**Instructions to follow**
Pull every line containing "would" out of the material below.
--- start of Provided records ---
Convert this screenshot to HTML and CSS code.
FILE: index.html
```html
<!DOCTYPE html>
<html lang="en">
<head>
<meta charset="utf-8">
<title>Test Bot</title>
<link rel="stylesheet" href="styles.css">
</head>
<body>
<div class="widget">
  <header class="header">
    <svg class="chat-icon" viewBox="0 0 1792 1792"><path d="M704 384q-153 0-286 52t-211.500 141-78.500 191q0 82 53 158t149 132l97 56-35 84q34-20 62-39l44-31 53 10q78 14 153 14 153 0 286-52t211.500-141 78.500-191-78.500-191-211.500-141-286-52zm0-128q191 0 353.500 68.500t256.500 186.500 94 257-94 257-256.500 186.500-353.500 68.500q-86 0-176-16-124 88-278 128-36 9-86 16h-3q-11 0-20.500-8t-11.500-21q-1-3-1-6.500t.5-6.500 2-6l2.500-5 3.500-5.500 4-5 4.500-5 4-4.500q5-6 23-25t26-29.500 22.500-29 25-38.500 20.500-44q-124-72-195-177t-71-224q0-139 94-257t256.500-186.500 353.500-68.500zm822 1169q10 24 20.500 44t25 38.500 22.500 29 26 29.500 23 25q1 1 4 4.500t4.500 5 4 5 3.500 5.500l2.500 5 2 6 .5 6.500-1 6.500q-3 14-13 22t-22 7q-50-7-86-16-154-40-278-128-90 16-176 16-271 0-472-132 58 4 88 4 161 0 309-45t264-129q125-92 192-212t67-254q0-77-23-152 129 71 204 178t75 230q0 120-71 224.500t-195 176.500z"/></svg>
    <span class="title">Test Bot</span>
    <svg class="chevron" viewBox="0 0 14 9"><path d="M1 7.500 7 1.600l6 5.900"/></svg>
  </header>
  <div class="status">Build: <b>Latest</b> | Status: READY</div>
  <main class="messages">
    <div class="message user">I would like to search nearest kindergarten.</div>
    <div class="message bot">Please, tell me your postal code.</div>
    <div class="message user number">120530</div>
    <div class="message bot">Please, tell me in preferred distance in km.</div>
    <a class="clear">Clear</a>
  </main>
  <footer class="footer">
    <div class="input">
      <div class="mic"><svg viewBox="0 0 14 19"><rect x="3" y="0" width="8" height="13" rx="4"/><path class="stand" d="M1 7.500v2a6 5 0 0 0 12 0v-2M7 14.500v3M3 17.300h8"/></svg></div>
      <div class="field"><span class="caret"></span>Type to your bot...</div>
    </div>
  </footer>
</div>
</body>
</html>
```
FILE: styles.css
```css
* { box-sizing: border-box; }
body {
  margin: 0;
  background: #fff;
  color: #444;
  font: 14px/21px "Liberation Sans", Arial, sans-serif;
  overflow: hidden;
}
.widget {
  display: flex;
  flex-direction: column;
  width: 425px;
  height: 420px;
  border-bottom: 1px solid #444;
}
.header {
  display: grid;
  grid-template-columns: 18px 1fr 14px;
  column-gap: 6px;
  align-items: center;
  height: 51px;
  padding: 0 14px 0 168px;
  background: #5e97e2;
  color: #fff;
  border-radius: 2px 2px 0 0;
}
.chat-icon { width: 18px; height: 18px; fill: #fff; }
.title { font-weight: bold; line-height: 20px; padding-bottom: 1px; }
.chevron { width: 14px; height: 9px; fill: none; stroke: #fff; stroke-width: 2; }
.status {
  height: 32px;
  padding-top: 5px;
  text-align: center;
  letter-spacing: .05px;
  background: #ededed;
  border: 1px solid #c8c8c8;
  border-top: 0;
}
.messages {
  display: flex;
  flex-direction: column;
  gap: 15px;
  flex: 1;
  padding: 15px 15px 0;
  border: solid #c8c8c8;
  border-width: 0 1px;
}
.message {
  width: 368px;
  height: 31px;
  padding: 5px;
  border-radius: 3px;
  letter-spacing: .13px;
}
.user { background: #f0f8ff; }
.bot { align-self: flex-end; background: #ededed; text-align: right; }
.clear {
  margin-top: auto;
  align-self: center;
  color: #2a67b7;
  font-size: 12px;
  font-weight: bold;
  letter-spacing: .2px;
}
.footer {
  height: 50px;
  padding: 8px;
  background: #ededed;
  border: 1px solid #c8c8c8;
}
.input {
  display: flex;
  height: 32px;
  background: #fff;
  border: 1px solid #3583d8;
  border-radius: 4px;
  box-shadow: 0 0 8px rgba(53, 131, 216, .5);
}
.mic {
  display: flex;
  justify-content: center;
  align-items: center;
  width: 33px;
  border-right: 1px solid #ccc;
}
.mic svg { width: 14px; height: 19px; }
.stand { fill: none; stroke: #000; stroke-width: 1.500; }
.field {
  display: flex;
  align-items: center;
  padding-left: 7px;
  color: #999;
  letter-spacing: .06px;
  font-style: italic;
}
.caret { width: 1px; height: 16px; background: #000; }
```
--- end of Provided records ---
--- start of Provided records ---
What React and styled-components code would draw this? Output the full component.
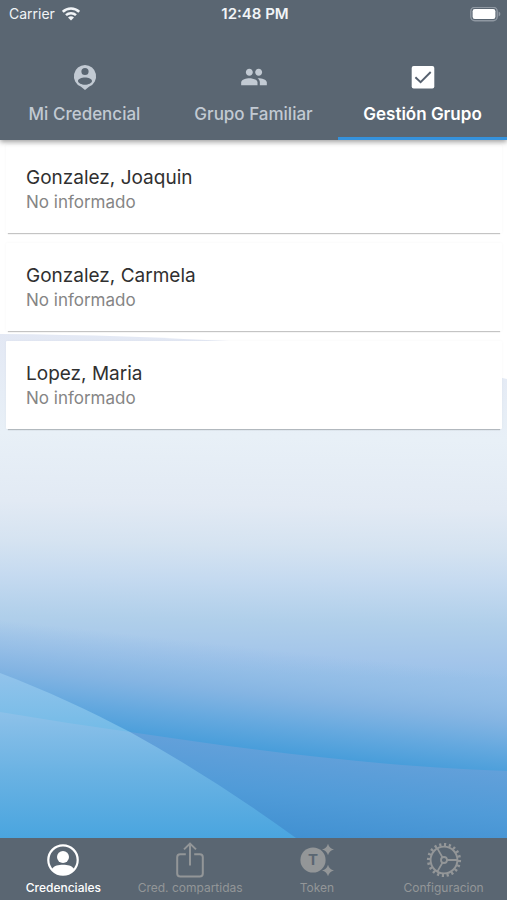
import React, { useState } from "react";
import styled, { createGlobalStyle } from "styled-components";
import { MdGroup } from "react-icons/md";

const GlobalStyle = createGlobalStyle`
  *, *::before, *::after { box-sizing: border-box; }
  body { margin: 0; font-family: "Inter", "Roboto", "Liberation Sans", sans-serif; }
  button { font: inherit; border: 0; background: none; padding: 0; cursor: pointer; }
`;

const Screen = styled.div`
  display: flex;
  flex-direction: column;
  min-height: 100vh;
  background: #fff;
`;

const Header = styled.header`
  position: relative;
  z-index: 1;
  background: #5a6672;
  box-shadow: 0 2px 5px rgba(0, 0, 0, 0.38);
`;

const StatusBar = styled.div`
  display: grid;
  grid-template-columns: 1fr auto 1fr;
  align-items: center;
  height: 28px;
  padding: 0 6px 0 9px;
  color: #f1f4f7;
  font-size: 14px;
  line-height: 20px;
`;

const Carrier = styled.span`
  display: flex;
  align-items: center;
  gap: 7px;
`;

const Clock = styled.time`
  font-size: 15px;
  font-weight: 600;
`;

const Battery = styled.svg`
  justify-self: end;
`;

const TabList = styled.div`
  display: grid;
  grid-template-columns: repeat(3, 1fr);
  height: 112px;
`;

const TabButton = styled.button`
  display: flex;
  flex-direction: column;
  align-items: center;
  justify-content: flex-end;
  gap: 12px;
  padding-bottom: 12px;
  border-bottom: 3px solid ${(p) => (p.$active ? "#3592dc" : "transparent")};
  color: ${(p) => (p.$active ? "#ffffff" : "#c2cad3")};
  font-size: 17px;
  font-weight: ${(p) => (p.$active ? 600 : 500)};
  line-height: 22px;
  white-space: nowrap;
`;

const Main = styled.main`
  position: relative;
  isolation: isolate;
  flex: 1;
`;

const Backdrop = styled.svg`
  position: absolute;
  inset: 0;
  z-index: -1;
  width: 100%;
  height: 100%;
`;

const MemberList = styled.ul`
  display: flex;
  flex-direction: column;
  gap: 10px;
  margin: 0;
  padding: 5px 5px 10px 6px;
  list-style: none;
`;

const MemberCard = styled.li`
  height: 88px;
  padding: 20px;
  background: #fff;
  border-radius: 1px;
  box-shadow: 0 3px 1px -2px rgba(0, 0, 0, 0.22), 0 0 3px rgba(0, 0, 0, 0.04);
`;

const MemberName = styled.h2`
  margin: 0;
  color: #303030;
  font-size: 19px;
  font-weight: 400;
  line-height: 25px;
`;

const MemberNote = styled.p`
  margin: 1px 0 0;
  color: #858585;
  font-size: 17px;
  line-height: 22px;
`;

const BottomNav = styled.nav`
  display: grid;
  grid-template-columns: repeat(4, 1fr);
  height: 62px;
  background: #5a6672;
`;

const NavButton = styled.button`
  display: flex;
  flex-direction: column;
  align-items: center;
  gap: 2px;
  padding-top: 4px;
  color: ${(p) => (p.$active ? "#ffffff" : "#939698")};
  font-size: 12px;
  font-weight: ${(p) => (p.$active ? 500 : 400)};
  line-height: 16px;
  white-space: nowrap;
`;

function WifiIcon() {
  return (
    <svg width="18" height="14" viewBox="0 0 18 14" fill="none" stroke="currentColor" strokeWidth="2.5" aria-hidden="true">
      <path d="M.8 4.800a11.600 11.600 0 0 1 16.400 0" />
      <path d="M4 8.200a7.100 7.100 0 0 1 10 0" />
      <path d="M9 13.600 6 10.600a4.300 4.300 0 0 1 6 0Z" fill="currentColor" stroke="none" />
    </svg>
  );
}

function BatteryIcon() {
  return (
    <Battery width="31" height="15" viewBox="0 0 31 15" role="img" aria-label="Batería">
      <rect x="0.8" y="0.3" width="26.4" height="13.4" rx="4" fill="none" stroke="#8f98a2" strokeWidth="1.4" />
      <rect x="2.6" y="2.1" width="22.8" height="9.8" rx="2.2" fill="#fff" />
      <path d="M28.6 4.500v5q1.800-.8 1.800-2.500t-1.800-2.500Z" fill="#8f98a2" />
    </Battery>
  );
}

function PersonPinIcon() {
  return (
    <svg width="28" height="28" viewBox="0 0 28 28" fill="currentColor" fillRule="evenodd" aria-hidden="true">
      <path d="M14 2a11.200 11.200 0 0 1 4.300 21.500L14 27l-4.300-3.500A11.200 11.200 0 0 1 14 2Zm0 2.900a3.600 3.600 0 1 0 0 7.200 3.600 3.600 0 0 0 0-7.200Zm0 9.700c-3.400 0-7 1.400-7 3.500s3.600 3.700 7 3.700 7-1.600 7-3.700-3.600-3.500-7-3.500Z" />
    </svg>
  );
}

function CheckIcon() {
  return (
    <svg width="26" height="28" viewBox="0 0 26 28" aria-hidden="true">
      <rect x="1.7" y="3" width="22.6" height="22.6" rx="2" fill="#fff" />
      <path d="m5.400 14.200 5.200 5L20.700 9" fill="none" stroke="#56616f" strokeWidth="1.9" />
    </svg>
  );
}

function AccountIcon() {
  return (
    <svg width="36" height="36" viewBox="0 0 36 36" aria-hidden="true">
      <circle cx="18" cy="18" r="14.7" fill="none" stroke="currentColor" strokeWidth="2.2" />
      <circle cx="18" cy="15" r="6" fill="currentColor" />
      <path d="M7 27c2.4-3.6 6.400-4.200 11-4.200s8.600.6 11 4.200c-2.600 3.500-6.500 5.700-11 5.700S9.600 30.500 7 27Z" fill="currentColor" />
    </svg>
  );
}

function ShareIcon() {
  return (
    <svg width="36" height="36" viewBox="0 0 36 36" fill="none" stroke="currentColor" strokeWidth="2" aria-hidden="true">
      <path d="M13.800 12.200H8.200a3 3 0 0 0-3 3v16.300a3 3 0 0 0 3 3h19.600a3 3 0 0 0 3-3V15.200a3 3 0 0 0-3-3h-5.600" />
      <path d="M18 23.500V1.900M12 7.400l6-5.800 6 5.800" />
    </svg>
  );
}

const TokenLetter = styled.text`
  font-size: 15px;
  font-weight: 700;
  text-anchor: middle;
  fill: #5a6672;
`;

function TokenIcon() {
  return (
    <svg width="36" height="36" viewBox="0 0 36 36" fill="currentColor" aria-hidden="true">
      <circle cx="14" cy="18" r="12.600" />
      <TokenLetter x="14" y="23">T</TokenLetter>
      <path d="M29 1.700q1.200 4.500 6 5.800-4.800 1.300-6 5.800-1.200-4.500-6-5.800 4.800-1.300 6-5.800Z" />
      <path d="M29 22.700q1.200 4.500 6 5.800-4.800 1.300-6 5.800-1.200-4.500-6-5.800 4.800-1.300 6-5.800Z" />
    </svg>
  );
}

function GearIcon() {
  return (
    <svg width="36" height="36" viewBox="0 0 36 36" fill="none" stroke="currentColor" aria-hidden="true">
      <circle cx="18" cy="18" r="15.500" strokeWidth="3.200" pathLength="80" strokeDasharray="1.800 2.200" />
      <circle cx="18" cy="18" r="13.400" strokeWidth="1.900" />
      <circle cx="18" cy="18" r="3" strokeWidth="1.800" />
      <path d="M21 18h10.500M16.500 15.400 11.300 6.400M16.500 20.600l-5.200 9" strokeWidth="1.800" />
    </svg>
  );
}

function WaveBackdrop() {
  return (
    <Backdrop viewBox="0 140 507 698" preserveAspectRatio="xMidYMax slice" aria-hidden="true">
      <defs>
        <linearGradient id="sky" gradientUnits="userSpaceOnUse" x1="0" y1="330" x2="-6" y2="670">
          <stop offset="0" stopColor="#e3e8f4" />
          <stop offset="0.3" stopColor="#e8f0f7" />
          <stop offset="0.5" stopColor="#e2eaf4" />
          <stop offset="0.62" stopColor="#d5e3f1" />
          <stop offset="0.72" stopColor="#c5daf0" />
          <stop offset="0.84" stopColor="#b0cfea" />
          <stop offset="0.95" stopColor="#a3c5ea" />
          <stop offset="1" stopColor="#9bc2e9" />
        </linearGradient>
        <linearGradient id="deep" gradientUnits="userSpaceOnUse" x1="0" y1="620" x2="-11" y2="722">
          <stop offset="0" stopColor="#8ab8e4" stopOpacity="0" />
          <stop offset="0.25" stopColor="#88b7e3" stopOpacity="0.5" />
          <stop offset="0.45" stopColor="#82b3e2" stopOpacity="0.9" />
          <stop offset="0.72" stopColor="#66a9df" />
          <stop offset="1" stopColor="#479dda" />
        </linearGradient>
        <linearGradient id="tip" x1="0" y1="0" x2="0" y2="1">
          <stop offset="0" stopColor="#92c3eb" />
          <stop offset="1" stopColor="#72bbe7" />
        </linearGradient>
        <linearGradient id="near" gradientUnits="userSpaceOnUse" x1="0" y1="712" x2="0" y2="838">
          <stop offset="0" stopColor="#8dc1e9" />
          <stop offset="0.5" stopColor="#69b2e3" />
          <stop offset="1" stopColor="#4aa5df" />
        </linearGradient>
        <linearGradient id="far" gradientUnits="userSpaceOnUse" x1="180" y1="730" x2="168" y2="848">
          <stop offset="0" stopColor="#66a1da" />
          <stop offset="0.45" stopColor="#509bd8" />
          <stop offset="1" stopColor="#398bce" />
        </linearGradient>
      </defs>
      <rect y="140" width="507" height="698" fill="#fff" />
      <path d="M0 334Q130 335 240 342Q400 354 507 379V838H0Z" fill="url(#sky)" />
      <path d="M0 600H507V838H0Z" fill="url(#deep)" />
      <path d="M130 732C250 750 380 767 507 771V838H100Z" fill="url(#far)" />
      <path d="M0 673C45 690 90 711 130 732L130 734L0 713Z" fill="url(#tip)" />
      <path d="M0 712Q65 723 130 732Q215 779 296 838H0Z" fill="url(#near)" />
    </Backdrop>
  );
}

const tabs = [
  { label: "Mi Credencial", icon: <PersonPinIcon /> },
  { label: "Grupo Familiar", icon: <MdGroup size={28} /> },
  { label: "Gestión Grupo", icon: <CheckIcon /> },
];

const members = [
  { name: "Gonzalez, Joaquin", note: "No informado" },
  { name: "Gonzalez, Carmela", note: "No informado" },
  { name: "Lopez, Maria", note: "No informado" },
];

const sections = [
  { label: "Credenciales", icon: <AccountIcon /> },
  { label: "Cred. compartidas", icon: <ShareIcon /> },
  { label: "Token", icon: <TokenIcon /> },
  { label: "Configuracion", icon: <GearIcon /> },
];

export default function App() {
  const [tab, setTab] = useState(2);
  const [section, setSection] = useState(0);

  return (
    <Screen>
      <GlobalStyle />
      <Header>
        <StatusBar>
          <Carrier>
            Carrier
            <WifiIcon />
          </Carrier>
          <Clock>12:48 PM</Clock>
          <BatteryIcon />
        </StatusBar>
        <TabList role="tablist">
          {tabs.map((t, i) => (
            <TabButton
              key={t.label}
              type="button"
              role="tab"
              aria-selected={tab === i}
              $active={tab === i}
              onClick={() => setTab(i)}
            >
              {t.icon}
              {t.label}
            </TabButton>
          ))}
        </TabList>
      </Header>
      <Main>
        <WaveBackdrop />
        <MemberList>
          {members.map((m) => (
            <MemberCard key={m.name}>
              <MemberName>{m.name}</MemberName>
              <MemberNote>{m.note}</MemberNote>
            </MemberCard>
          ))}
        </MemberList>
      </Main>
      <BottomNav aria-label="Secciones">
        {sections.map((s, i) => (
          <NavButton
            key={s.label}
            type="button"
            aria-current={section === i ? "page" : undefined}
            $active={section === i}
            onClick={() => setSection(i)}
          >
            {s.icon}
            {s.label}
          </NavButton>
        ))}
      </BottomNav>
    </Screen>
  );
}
--- end of Provided records ---
**Response to this exercise**
    <div class="message user">I would like to search nearest kindergarten.</div>
What React and styled-components code would draw this? Output the full component.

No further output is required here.